═════ COLLECTED DATA ═════

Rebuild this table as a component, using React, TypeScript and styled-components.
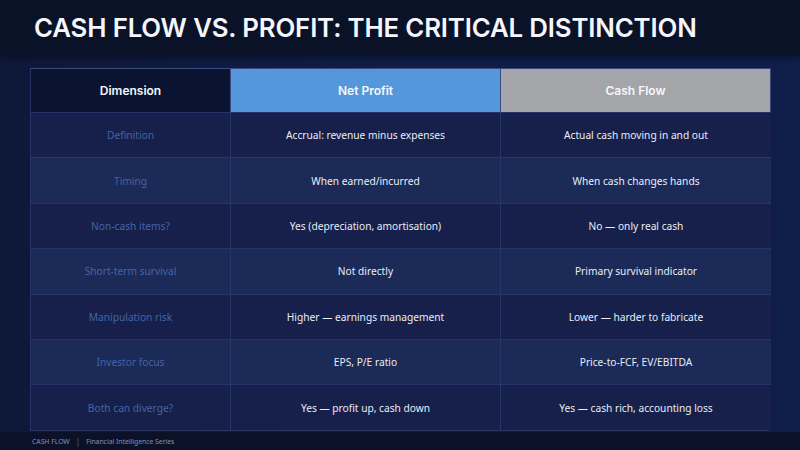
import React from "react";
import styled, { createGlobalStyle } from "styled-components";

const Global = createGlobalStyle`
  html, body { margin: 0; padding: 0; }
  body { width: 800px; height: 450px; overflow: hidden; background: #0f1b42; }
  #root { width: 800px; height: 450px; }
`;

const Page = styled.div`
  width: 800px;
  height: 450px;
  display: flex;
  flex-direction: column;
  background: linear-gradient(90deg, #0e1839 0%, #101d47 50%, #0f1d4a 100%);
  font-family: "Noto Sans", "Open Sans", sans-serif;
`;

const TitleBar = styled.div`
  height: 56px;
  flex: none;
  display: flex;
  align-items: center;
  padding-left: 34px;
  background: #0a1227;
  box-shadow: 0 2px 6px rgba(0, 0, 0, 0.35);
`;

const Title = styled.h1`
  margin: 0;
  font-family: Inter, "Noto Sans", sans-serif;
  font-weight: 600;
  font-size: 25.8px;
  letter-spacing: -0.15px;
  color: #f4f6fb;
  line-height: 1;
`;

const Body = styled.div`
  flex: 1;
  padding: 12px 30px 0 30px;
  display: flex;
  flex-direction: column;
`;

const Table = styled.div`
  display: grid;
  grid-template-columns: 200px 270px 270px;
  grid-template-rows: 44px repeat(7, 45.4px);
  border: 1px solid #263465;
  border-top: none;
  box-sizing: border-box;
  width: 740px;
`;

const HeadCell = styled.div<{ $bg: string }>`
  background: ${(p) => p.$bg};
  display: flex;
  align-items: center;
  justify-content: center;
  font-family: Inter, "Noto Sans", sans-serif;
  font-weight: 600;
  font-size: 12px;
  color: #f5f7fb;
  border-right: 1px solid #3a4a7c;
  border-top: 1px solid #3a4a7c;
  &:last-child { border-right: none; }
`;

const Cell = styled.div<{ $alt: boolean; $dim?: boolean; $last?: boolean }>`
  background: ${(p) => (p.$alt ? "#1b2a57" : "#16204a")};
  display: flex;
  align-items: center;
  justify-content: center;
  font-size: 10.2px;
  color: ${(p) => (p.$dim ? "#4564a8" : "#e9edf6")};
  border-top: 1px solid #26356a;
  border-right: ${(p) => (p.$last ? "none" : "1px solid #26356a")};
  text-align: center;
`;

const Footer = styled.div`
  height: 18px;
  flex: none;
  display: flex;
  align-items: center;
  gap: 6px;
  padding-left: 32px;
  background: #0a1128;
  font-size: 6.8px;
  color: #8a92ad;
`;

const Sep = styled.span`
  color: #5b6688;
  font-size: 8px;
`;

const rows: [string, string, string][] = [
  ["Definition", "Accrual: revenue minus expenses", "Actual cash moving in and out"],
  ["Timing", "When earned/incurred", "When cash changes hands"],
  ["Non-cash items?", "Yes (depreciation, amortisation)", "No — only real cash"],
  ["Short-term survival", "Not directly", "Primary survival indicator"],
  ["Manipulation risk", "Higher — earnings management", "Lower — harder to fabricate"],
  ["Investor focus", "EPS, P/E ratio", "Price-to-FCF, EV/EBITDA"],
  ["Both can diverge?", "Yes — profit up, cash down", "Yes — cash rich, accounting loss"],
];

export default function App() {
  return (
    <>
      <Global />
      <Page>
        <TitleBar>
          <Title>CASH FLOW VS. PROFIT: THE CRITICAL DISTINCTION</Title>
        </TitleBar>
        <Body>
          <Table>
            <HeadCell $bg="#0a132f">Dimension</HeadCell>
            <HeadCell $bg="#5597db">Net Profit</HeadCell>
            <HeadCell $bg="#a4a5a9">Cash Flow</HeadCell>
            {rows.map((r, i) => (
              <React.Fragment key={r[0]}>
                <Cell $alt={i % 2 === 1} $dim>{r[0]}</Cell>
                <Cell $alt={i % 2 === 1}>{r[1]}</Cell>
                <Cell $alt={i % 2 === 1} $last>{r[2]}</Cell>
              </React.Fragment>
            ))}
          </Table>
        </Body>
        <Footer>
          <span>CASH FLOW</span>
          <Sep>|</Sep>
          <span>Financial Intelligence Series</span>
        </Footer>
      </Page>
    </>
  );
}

═════

STATED EXERCISE » Set down the complete material exactly, but do not include the images.

EXERCISE SOLUTION »
Rebuild this table as a component, using React, TypeScript and styled-components.
import React from "react";
import styled, { createGlobalStyle } from "styled-components";

const Global = createGlobalStyle`
  html, body { margin: 0; padding: 0; }
  body { width: 800px; height: 450px; overflow: hidden; background: #0f1b42; }
  #root { width: 800px; height: 450px; }
`;

const Page = styled.div`
  width: 800px;
  height: 450px;
  display: flex;
  flex-direction: column;
  background: linear-gradient(90deg, #0e1839 0%, #101d47 50%, #0f1d4a 100%);
  font-family: "Noto Sans", "Open Sans", sans-serif;
`;

const TitleBar = styled.div`
  height: 56px;
  flex: none;
  display: flex;
  align-items: center;
  padding-left: 34px;
  background: #0a1227;
  box-shadow: 0 2px 6px rgba(0, 0, 0, 0.35);
`;

const Title = styled.h1`
  margin: 0;
  font-family: Inter, "Noto Sans", sans-serif;
  font-weight: 600;
  font-size: 25.8px;
  letter-spacing: -0.15px;
  color: #f4f6fb;
  line-height: 1;
`;

const Body = styled.div`
  flex: 1;
  padding: 12px 30px 0 30px;
  display: flex;
  flex-direction: column;
`;

const Table = styled.div`
  display: grid;
  grid-template-columns: 200px 270px 270px;
  grid-template-rows: 44px repeat(7, 45.4px);
  border: 1px solid #263465;
  border-top: none;
  box-sizing: border-box;
  width: 740px;
`;

const HeadCell = styled.div<{ $bg: string }>`
  background: ${(p) => p.$bg};
  display: flex;
  align-items: center;
  justify-content: center;
  font-family: Inter, "Noto Sans", sans-serif;
  font-weight: 600;
  font-size: 12px;
  color: #f5f7fb;
  border-right: 1px solid #3a4a7c;
  border-top: 1px solid #3a4a7c;
  &:last-child { border-right: none; }
`;

const Cell = styled.div<{ $alt: boolean; $dim?: boolean; $last?: boolean }>`
  background: ${(p) => (p.$alt ? "#1b2a57" : "#16204a")};
  display: flex;
  align-items: center;
  justify-content: center;
  font-size: 10.2px;
  color: ${(p) => (p.$dim ? "#4564a8" : "#e9edf6")};
  border-top: 1px solid #26356a;
  border-right: ${(p) => (p.$last ? "none" : "1px solid #26356a")};
  text-align: center;
`;

const Footer = styled.div`
  height: 18px;
  flex: none;
  display: flex;
  align-items: center;
  gap: 6px;
  padding-left: 32px;
  background: #0a1128;
  font-size: 6.8px;
  color: #8a92ad;
`;

const Sep = styled.span`
  color: #5b6688;
  font-size: 8px;
`;

const rows: [string, string, string][] = [
  ["Definition", "Accrual: revenue minus expenses", "Actual cash moving in and out"],
  ["Timing", "When earned/incurred", "When cash changes hands"],
  ["Non-cash items?", "Yes (depreciation, amortisation)", "No — only real cash"],
  ["Short-term survival", "Not directly", "Primary survival indicator"],
  ["Manipulation risk", "Higher — earnings management", "Lower — harder to fabricate"],
  ["Investor focus", "EPS, P/E ratio", "Price-to-FCF, EV/EBITDA"],
  ["Both can diverge?", "Yes — profit up, cash down", "Yes — cash rich, accounting loss"],
];

export default function App() {
  return (
    <>
      <Global />
      <Page>
        <TitleBar>
          <Title>CASH FLOW VS. PROFIT: THE CRITICAL DISTINCTION</Title>
        </TitleBar>
        <Body>
          <Table>
            <HeadCell $bg="#0a132f">Dimension</HeadCell>
            <HeadCell $bg="#5597db">Net Profit</HeadCell>
            <HeadCell $bg="#a4a5a9">Cash Flow</HeadCell>
            {rows.map((r, i) => (
              <React.Fragment key={r[0]}>
                <Cell $alt={i % 2 === 1} $dim>{r[0]}</Cell>
                <Cell $alt={i % 2 === 1}>{r[1]}</Cell>
                <Cell $alt={i % 2 === 1} $last>{r[2]}</Cell>
              </React.Fragment>
            ))}
          </Table>
        </Body>
        <Footer>
          <span>CASH FLOW</span>
          <Sep>|</Sep>
          <span>Financial Intelligence Series</span>
        </Footer>
      </Page>
    </>
  );
}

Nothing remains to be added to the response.